Architecture Overview

IntellPulse is implemented as a serverless, container-based API with clear separation between runtime and deployment flows.
Request Flow (Runtime)

Clients access the API over HTTPS using an AWS Lambda Function URL
Requests are handled by a FastAPI application running inside a containerized Lambda function
Authentication and quota enforcement are applied before any signal logic executes
Usage and rate-limit state is stored in Amazon DynamoDB
The API returns structured JSON responses containing signals and explainability metadata

Deployment Flow (CI/CD)

Code changes trigger a CI/CD pipeline
A container image is built and pushed to Amazon ECR
The Lambda function is updated using a digest-pinned image reference (@sha256)
Deployments are promoted through staging → production environments

This design keeps the runtime path minimal and predictable, while allowing deployments to be performed safely without configuration drift or accidental rollbacks.

IntellPulse serverless architecture diagram showing Lambda Function URL, containerized FastAPI app, DynamoDB for quotas, and ECR for container storage with CI/CD deployment flow

🧠 Key Design Decisions

1️⃣ Why Lambda Function URLs instead of API Gateway?

For this project, I intentionally used AWS Lambda Function URLs instead of Amazon API Gateway.
Rationale:

The goal was to expose a small, controlled API surface without introducing additional infrastructure overhead
Lambda Function URLs provide native HTTPS access and integrate cleanly with Lambda-based authentication logic
Advanced API Gateway features (custom domains, request mapping templates, usage plans) were not required for this use case

Tradeoff accepted:

Fewer built-in features (no native throttling UI, no API key management)
But: Simpler architecture, faster iteration, lower cost

What this shows: Understanding when to use lighter-weight AWS services vs. defaulting to heavier managed solutions.

2️⃣ Why container-based Lambda for FastAPI?

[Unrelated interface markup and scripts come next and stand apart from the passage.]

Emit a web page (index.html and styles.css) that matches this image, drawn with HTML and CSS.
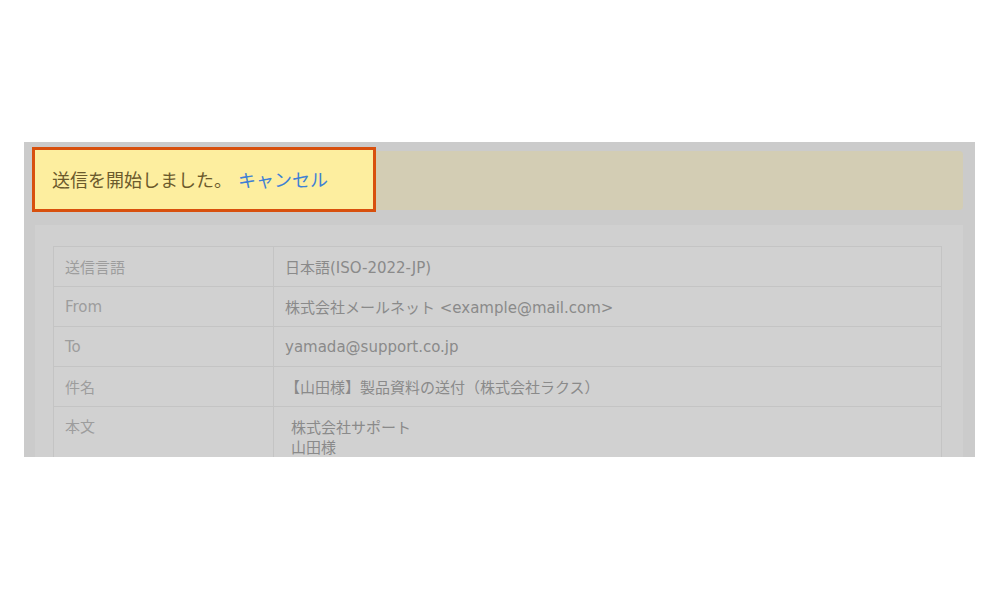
FILE: index.html
```html
<!DOCTYPE html>
<html lang="ja">
<head>
<meta charset="utf-8">
<link rel="stylesheet" href="styles.css">
</head>
<body>
<div class="stage">
  <div class="frame">
    <div class="alert">
      <div class="hl">
        <span class="msg">送信を開始しました。</span>
        <a class="cancel" href="#">キャンセル</a>
      </div>
    </div>
    <div class="panel">
      <table class="info">
        <tr><td class="lbl">送信言語</td><td class="val">日本語(ISO-2022-JP)</td></tr>
        <tr><td class="lbl">From</td><td class="val">株式会社メールネット &lt;example@mail.com&gt;</td></tr>
        <tr><td class="lbl">To</td><td class="val">yamada@support.co.jp</td></tr>
        <tr><td class="lbl">件名</td><td class="val">【山田様】製品資料の送付（株式会社ラクス）</td></tr>
        <tr class="body-row"><td class="lbl">本文</td><td class="val"><div class="bodytext">株式会社サポート<br>山田様</div></td></tr>
      </table>
    </div>
  </div>
</div>
</body>
</html>
```

FILE: styles.css
```css
html, body {
  margin: 0;
  padding: 0;
  background: #ffffff;
}
.stage {
  padding: 142px 0 0 24px;
}
.frame {
  box-sizing: border-box;
  width: 951px;
  height: 315px;
  overflow: hidden;
  background: #cbcbcb;
  padding: 9px 12px 0 11px;
  font-family: "DejaVu Sans", "Noto Sans CJK JP", sans-serif;
}
.alert {
  height: 59px;
  background: #d3cdb4;
  border-radius: 4px;
  display: flex;
}
.hl {
  box-sizing: border-box;
  width: 344px;
  margin: -4px 0 -2px -3px;
  border: 3px solid #d8500d;
  background: #fdee9f;
  display: flex;
  align-items: center;
  padding-left: 17px;
  padding-bottom: 2px;
  font-family: "Noto Sans CJK JP", sans-serif;
  font-size: 18px;
}
.msg {
  color: #6b5a2c;
  margin-right: 6px;
}
.cancel {
  color: #3f80d4;
  text-decoration: none;
}
.panel {
  margin-top: 15px;
  background: #d0d0d0;
  padding: 21px 21px 0 18px;
  height: 260px;
}
.info {
  width: 100%;
  border-collapse: collapse;
  border: 1px solid #c4c4c4;
  font-size: 15px;
}
.info td {
  border: 1px solid #c4c4c4;
  height: 39px;
  padding: 0 0 0 11px;
  vertical-align: middle;
  background: #d1d1d1;
}
.lbl {
  width: 208px;
  color: #9d9d9d;
}
.val {
  color: #8a8a8a;
}
.body-row td {
  vertical-align: top;
  padding-top: 8px;
}
.bodytext {
  padding: 3px 0 0 6px;
  line-height: 20px;
}
```
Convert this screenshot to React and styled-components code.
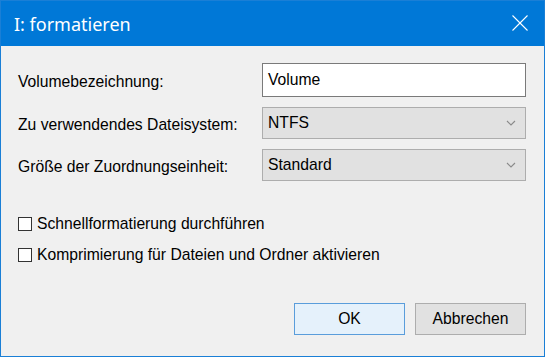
import React from "react";
import styled, { createGlobalStyle } from "styled-components";

const GlobalStyle = createGlobalStyle`
  html, body { margin: 0; padding: 0; background: #f0f0f0; }
  * { box-sizing: border-box; }
`;

const Window = styled.div`
  width: 545px;
  height: 357px;
  display: flex;
  flex-direction: column;
  border: 1px solid #1a7fd6;
  background: #f0f0f0;
  font-family: "Liberation Sans", Arial, sans-serif;
  font-size: 15.7px;
  color: #000;
`;

const TitleBar = styled.div`
  height: 45px;
  flex: none;
  display: flex;
  align-items: center;
  justify-content: space-between;
  background: #0078d7;
  padding-left: 13px;
  padding-right: 16px;
`;

const Title = styled.span`
  font-family: "Noto Sans", "Open Sans", sans-serif;
  font-size: 18px;
  color: #fff;
  margin-top: 1px;
`;

const CloseIcon = styled.svg`
  width: 16px;
  height: 16px;
  display: block;
  margin-top: -1px;
`;

const Body = styled.div`
  flex: 1;
  display: flex;
  flex-direction: column;
  padding: 17px 17px 21px 17px;
`;

const FormGrid = styled.div`
  display: grid;
  grid-template-columns: 244px 264px;
  grid-template-rows: 34px 32px 32px;
  row-gap: 10px;
  align-items: center;
`;

const Label = styled.span`
  line-height: 1;
  padding-top: 3px;
`;

const TextInput = styled.div`
  height: 34px;
  background: #fff;
  border: 1px solid #7a7a7a;
  display: flex;
  align-items: center;
  padding-left: 5px;
`;

const Select = styled.div`
  height: 32px;
  background: #e1e1e1;
  border: 1px solid #adadad;
  display: flex;
  align-items: center;
  justify-content: space-between;
  padding-left: 5px;
  padding-right: 9px;
`;

const Chevron = styled.svg`
  width: 10px;
  height: 6px;
  display: block;
`;

const CheckList = styled.div`
  margin-top: 27px;
  display: flex;
  flex-direction: column;
`;

const CheckRow = styled.label`
  height: 31px;
  display: flex;
  align-items: center;
  gap: 5px;
`;

const Box = styled.span`
  width: 14px;
  height: 14px;
  border: 1px solid #333;
  background: #fff;
  flex: none;
`;

const ButtonRow = styled.div`
  margin-top: auto;
  display: flex;
  justify-content: flex-end;
  gap: 10px;
  padding-right: 1px;
`;

const Button = styled.button`
  width: 111px;
  height: 32px;
  font-family: "Liberation Sans", Arial, sans-serif;
  font-size: 15.7px;
  color: #000;
  padding: 0;
  background: ${(p) => (p.$primary ? "#e5f1fb" : "#e1e1e1")};
  border: 1px solid ${(p) => (p.$primary ? "#5a9ddb" : "#adadad")};
`;

function ChevronDown() {
  return (
    <Chevron viewBox="0 0 10 6">
      <polyline points="1,1 5,5 9,1" fill="none" stroke="#8a8a8a" strokeWidth="1.1" />
    </Chevron>
  );
}

export default function App() {
  return (
    <>
      <GlobalStyle />
      <Window>
        <TitleBar>
          <Title>I: formatieren</Title>
          <CloseIcon viewBox="0 0 16 16">
            <line x1="0.5" y1="0.5" x2="15.5" y2="15.5" stroke="#fff" strokeWidth="1.1" />
            <line x1="15.5" y1="0.5" x2="0.5" y2="15.5" stroke="#fff" strokeWidth="1.1" />
          </CloseIcon>
        </TitleBar>
        <Body>
          <FormGrid>
            <Label>Volumebezeichnung:</Label>
            <TextInput>Volume</TextInput>
            <Label>Zu verwendendes Dateisystem:</Label>
            <Select>
              NTFS
              <ChevronDown />
            </Select>
            <Label>Größe der Zuordnungseinheit:</Label>
            <Select>
              Standard
              <ChevronDown />
            </Select>
          </FormGrid>
          <CheckList>
            <CheckRow>
              <Box />
              Schnellformatierung durchführen
            </CheckRow>
            <CheckRow>
              <Box />
              Komprimierung für Dateien und Ordner aktivieren
            </CheckRow>
          </CheckList>
          <ButtonRow>
            <Button $primary>OK</Button>
            <Button>Abbrechen</Button>
          </ButtonRow>
        </Body>
      </Window>
    </>
  );
}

Rather than adapting FastAPI to a zip-based Lambda deployment, the service runs as a containerized Lambda function stored in Amazon ECR.
Why containers?

Full control over Python dependencies (no Lambda layer size limits)
Consistent execution environments (local dev = cloud production)
Easier iteration without Lambda packaging constraints

What this enables:

FastAPI runs naturally without framework-specific workarounds
Still benefits from Lambda's serverless execution model (auto-scaling, pay-per-request)

Alternative considered: Lambda Layers
Why rejected: Dependency conflicts and size limits made iteration slower

3️⃣ Why DynamoDB for rate limiting and quotas?

Rate limiting and daily usage quotas are enforced using Amazon DynamoDB rather than in-memory or middleware-based solutions.
Why DynamoDB?

Scales automatically with request volume
Predictable performance under load (single-digit millisecond latency)
Per-key usage tracking with TTL-based expiry (automatic cleanup)

Implementation approach:

Each API key has a DynamoDB item with requests_today and last_reset_timestamp
Quota checks happen before signal logic executes
TTL automatically deletes expired quota records

What this shows: Stateful, durable, horizontally scalable quota enforcement that works at any scale.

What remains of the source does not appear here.